*DATASET CONTENT:*
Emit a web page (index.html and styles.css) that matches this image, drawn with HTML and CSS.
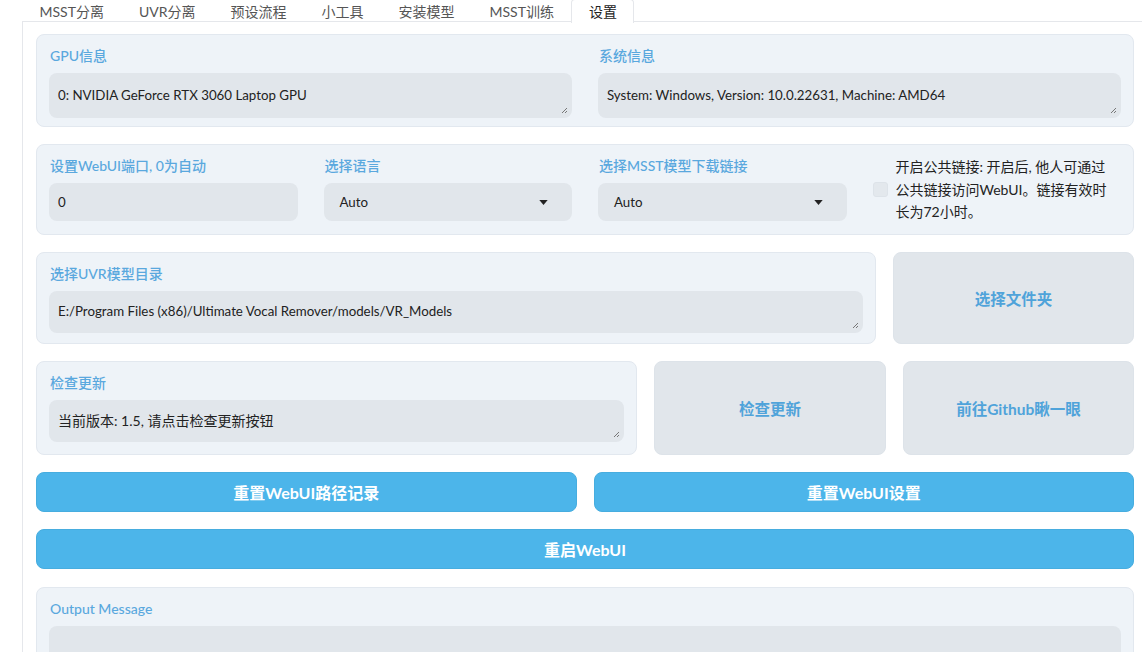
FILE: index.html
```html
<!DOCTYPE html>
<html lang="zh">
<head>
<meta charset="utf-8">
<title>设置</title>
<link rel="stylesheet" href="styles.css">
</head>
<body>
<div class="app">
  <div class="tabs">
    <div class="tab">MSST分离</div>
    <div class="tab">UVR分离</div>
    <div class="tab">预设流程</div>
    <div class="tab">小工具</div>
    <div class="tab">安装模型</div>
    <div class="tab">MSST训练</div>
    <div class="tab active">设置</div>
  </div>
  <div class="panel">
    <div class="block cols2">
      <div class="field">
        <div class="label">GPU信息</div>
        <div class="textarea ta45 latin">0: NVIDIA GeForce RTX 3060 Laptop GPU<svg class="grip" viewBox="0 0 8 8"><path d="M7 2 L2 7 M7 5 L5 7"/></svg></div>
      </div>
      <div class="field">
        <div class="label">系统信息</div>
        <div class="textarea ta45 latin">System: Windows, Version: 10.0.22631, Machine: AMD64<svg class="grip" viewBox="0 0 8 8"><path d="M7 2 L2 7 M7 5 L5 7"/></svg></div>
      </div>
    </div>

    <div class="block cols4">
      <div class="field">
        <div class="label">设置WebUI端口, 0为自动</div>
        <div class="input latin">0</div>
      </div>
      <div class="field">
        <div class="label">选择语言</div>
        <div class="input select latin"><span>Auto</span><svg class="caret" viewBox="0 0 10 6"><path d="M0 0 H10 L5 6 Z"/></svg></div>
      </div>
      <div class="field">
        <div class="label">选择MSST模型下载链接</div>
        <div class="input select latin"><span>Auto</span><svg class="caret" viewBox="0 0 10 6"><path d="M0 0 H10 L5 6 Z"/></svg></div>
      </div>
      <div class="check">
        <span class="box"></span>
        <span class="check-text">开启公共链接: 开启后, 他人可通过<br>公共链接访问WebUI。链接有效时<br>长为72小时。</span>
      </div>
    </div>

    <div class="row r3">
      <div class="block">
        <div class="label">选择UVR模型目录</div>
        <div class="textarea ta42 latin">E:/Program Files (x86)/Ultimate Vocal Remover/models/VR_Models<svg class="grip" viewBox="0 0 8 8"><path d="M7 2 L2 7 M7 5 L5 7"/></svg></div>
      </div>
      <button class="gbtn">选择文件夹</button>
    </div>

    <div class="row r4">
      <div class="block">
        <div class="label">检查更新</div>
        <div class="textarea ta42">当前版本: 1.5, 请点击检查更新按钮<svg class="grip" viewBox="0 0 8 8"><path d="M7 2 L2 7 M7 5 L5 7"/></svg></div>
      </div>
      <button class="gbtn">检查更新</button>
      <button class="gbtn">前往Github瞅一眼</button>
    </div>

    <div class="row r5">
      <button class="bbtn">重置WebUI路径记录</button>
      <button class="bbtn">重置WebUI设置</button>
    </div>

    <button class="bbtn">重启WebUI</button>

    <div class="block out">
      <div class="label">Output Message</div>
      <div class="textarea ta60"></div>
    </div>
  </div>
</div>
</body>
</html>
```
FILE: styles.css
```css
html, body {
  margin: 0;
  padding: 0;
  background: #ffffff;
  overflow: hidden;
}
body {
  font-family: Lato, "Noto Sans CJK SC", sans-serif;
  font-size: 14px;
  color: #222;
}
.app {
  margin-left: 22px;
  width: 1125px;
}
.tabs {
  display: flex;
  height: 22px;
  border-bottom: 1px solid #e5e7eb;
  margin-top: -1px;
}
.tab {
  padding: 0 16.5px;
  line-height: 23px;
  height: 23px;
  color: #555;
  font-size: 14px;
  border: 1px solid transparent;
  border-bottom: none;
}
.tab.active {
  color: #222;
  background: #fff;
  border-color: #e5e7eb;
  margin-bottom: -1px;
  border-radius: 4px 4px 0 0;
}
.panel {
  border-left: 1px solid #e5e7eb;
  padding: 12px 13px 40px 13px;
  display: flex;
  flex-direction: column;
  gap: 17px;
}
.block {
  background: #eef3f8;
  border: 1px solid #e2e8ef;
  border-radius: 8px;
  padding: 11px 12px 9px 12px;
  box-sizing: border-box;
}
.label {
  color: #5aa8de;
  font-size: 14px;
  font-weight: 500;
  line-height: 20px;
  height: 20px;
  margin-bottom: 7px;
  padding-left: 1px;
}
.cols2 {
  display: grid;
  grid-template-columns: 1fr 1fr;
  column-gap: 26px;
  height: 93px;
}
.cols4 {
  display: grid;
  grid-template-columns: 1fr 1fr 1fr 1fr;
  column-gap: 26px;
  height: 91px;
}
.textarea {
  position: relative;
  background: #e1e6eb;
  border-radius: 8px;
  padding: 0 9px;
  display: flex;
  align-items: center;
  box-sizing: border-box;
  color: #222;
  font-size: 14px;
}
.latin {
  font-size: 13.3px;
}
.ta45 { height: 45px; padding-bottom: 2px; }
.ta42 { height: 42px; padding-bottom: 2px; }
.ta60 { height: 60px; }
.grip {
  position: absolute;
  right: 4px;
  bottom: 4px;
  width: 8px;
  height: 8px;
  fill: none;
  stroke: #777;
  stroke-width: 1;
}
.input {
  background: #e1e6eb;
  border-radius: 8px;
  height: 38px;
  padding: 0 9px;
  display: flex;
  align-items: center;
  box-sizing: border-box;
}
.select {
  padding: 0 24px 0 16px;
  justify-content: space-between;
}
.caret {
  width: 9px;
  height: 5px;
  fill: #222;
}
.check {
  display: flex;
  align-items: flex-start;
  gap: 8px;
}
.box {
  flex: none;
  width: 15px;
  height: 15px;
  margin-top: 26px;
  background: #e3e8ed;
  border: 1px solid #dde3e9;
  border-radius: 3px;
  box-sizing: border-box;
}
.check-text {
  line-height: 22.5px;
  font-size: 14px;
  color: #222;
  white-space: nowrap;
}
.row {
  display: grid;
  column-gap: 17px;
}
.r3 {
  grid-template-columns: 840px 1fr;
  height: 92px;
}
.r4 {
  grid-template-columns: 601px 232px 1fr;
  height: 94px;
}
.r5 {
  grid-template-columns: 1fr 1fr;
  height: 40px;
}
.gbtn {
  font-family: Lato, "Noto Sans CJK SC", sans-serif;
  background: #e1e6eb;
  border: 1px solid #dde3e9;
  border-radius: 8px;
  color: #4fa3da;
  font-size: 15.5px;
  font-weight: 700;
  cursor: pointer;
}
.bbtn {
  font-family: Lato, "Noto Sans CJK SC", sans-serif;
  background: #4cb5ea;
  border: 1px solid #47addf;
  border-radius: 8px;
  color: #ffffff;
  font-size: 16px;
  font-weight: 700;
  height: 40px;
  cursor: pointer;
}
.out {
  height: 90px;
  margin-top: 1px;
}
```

*GIVEN EXERCISE:* Note how many lines of the material contain the string "styles". Then report that number by itself.

*RESULT:* 3